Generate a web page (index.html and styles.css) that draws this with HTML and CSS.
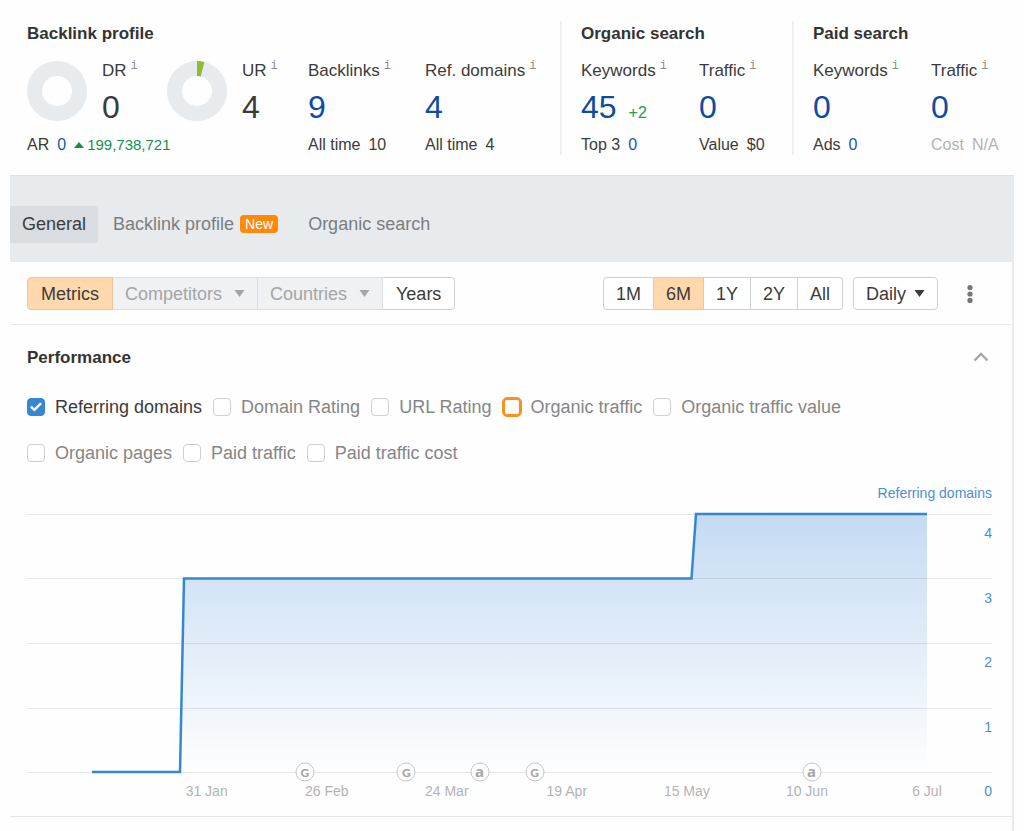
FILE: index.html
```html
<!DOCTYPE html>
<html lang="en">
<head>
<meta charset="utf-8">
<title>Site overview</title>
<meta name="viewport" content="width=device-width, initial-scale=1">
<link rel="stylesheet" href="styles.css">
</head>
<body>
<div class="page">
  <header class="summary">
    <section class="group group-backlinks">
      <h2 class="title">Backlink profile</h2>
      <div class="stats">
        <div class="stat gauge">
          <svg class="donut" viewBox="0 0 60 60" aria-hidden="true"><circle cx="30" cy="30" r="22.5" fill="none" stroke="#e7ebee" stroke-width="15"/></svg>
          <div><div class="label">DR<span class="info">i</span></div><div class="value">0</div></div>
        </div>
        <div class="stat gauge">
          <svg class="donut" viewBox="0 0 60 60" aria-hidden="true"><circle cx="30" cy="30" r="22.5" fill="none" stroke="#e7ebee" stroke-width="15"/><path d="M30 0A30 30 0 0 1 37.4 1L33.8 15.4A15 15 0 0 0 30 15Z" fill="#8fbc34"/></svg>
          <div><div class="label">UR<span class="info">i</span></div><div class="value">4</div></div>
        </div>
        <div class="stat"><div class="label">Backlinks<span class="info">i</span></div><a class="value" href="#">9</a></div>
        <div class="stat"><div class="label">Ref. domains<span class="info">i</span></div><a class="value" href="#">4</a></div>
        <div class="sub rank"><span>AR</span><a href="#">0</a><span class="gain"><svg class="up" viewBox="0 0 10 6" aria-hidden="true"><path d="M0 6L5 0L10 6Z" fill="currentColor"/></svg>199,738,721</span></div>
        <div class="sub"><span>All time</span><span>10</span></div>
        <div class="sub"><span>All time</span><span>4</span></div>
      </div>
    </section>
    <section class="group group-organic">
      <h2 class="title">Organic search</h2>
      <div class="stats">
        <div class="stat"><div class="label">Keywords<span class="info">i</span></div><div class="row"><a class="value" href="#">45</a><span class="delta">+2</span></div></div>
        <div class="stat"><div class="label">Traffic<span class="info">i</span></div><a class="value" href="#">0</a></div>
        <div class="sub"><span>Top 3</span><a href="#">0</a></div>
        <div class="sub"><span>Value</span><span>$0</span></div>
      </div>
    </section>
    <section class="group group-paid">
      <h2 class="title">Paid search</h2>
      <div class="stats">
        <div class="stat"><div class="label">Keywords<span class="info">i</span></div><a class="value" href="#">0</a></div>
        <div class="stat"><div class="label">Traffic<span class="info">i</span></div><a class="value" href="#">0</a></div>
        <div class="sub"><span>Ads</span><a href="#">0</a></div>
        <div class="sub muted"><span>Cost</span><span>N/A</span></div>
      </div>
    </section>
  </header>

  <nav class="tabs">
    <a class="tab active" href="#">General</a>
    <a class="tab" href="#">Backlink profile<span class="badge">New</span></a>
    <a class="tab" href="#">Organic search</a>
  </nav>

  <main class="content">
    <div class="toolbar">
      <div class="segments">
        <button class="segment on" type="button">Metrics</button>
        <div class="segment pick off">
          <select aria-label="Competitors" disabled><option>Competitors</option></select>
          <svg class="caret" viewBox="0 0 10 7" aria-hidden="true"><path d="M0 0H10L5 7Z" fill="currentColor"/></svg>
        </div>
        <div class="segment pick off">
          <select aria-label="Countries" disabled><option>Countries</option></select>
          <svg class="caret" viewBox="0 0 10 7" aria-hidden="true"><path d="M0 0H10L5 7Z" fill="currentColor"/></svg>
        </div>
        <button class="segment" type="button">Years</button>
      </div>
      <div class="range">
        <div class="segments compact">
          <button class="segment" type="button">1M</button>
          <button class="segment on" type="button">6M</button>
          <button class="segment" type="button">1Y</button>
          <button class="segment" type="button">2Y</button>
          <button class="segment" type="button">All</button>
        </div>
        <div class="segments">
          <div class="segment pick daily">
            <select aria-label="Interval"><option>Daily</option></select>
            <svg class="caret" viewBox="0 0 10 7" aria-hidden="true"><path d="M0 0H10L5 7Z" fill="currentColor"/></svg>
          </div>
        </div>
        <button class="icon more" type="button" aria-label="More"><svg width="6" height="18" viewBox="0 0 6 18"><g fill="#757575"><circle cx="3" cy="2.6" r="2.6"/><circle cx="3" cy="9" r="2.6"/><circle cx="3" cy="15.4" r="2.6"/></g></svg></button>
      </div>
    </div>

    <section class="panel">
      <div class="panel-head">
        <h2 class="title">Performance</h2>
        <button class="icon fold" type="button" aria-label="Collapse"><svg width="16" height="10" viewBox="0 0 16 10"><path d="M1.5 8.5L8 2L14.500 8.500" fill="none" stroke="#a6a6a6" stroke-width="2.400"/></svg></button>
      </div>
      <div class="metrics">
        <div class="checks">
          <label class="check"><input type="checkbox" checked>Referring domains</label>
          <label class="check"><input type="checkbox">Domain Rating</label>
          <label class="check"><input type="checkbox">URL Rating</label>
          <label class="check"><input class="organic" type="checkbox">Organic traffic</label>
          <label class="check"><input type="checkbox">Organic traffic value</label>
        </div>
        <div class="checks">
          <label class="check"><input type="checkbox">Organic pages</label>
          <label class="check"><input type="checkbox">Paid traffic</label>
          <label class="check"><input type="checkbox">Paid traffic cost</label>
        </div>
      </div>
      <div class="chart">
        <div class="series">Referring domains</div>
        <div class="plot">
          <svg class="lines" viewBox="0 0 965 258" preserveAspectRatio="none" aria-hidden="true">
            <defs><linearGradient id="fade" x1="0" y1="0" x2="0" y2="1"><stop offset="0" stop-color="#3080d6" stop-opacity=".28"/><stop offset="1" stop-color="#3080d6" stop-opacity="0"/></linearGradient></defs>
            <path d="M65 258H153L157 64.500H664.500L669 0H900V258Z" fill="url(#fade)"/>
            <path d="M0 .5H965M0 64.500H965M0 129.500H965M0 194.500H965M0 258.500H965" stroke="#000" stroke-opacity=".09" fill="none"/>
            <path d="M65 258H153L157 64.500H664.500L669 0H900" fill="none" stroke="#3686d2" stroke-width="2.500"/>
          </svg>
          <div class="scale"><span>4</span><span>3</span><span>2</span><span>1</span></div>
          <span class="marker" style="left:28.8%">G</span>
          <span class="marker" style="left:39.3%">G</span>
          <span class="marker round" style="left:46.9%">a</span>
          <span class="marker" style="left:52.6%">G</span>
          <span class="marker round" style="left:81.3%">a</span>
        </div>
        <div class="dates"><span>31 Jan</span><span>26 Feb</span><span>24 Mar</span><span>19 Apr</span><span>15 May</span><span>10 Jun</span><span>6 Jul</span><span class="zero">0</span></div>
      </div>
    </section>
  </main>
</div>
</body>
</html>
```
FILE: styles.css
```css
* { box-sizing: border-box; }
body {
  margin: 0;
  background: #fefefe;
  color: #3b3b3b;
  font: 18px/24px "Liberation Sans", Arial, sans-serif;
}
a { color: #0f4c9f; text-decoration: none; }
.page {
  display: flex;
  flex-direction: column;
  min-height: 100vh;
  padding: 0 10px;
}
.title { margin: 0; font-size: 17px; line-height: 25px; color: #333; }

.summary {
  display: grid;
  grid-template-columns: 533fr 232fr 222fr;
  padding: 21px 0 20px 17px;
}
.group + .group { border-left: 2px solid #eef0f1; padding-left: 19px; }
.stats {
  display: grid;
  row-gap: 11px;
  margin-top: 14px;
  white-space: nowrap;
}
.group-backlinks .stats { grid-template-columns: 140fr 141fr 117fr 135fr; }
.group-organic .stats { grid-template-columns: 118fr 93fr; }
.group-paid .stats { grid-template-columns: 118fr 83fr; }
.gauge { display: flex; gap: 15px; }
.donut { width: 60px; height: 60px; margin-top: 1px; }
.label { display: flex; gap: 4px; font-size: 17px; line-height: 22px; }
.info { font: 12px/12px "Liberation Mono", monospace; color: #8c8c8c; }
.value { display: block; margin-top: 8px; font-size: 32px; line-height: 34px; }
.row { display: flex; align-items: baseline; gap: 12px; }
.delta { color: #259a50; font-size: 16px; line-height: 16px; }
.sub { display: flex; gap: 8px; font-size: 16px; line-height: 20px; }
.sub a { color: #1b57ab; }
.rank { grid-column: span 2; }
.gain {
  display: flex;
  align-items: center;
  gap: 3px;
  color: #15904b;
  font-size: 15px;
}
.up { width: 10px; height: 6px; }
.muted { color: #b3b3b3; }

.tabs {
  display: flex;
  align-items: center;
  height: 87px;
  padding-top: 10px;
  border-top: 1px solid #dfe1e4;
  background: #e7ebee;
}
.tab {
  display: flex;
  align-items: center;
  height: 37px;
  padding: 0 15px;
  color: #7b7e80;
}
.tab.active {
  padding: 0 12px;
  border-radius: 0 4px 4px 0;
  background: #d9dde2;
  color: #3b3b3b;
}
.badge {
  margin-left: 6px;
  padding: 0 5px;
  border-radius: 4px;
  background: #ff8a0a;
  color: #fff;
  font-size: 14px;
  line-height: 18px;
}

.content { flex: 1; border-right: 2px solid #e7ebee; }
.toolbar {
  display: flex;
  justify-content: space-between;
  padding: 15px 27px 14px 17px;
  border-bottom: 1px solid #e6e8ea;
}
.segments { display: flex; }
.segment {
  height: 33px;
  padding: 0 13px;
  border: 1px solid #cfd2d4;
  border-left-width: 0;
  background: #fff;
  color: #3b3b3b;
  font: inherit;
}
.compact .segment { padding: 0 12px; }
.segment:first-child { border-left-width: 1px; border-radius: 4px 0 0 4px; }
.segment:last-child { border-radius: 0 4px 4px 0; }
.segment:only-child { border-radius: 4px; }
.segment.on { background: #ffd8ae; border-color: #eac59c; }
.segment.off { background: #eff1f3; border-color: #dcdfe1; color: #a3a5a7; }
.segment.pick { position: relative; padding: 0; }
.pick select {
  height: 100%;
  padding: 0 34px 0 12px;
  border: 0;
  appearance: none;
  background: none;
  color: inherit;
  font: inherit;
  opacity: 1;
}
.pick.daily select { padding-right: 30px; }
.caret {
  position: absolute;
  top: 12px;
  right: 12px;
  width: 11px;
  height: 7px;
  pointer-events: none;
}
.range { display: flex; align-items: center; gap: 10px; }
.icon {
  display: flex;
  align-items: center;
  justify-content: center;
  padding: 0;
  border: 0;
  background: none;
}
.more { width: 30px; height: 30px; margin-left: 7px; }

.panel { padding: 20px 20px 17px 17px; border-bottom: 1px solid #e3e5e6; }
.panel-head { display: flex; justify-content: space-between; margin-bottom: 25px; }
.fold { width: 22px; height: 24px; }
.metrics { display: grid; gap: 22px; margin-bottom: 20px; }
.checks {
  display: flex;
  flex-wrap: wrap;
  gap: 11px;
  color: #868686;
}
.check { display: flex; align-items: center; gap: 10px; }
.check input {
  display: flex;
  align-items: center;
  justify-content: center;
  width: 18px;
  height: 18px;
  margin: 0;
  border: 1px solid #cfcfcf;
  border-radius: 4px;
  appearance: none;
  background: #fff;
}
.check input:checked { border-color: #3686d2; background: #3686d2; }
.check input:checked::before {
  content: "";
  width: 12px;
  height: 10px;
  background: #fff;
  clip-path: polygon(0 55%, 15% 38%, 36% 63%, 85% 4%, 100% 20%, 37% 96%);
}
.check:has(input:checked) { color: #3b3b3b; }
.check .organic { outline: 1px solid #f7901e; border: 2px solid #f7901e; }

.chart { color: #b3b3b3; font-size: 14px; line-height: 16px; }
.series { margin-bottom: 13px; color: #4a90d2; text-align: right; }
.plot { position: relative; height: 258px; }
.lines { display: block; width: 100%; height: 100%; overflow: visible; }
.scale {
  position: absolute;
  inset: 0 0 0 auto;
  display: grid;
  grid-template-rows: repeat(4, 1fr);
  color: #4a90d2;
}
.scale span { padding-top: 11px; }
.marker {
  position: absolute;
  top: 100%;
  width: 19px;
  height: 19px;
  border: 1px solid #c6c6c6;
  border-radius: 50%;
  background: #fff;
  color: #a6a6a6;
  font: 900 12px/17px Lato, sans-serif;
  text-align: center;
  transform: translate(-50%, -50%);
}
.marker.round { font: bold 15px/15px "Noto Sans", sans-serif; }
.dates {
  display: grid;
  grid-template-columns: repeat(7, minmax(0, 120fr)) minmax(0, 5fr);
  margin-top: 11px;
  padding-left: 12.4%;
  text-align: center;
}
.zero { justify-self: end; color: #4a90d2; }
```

--------------------------------------------------

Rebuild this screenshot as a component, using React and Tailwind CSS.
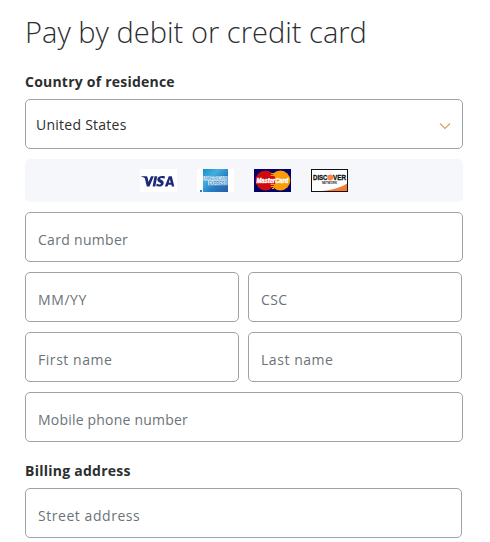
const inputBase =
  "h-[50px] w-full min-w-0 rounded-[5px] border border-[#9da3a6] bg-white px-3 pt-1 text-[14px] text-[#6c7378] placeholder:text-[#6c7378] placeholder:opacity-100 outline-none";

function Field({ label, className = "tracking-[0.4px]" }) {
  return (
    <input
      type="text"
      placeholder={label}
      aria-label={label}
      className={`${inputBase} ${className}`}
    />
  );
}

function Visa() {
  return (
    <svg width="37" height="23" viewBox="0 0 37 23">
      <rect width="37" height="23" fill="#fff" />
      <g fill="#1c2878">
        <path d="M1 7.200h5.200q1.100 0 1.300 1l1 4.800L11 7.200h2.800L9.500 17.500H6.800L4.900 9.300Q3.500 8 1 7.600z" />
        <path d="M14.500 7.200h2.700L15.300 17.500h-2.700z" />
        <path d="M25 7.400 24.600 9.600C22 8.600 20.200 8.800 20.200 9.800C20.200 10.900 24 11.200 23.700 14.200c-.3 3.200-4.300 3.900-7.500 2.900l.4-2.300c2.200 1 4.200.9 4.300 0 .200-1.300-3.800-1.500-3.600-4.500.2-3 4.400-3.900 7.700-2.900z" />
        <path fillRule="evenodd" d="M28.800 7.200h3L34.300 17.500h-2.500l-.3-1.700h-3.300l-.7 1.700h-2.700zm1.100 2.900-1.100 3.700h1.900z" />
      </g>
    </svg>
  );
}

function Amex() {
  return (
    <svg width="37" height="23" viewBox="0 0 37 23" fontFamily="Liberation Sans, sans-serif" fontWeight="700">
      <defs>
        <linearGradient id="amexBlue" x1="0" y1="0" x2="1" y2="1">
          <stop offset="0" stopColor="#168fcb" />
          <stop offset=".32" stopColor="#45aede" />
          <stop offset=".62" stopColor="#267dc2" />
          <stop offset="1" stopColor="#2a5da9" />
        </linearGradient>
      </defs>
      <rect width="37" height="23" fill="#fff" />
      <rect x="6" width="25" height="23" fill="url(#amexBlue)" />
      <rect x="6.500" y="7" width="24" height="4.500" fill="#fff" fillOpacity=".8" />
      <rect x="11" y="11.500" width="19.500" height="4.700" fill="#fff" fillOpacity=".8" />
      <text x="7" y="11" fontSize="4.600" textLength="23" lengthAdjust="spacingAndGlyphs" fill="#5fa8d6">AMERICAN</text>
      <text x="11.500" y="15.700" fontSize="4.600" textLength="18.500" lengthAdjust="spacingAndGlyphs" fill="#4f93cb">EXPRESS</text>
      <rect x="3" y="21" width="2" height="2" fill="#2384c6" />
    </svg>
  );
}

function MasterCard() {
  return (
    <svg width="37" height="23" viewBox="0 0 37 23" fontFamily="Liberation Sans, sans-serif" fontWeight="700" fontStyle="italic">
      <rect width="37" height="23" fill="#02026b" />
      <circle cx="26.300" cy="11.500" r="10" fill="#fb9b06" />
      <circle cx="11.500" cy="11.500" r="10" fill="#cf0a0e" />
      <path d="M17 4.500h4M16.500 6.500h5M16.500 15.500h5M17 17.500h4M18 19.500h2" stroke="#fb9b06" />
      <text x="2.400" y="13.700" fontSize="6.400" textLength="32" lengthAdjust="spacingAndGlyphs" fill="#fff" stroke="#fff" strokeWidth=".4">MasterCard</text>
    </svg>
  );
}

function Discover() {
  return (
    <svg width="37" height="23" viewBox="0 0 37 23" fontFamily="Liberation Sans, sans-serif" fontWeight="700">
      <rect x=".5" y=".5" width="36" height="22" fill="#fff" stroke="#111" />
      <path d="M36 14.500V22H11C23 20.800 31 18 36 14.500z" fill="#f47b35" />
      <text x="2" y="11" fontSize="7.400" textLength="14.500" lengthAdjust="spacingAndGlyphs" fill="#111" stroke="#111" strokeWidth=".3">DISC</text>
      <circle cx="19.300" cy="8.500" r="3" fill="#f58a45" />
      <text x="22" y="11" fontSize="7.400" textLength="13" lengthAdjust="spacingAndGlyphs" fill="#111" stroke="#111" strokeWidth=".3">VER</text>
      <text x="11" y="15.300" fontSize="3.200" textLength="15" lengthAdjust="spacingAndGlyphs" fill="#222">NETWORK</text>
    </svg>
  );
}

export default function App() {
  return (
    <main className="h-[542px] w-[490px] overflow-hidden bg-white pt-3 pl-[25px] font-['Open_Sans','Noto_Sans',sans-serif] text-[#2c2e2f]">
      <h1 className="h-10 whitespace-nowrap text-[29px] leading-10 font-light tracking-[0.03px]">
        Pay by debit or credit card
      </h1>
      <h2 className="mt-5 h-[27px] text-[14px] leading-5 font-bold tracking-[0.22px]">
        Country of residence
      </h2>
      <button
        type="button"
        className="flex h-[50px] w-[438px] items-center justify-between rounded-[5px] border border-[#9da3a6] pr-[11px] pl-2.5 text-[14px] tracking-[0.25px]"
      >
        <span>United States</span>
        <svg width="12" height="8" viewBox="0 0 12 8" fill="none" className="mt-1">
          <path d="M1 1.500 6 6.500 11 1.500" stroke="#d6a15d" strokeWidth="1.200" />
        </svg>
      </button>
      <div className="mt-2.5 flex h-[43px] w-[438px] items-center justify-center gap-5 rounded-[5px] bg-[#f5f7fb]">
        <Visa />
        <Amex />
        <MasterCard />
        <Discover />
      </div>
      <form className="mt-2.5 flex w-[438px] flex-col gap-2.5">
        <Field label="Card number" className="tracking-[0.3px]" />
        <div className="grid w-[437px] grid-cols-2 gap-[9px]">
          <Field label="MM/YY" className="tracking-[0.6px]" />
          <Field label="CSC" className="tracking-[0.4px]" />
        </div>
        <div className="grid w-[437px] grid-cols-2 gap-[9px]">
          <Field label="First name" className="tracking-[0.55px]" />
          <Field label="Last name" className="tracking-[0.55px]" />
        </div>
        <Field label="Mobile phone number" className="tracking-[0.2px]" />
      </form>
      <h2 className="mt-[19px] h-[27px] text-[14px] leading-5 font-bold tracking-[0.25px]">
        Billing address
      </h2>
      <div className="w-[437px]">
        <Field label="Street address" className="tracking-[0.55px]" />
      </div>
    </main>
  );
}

--------------------------------------------------

Written instruction
Beginning at the line above that contains "Rebuild this screenshot", repeat each line exactly through the one that contains "w-full min-w-0 rounded-[5px]", and leave out the pictures.

Result for this task
Rebuild this screenshot as a component, using React and Tailwind CSS.
const inputBase =
  "h-[50px] w-full min-w-0 rounded-[5px] border border-[#9da3a6] bg-white px-3 pt-1 text-[14px] text-[#6c7378] placeholder:text-[#6c7378] placeholder:opacity-100 outline-none";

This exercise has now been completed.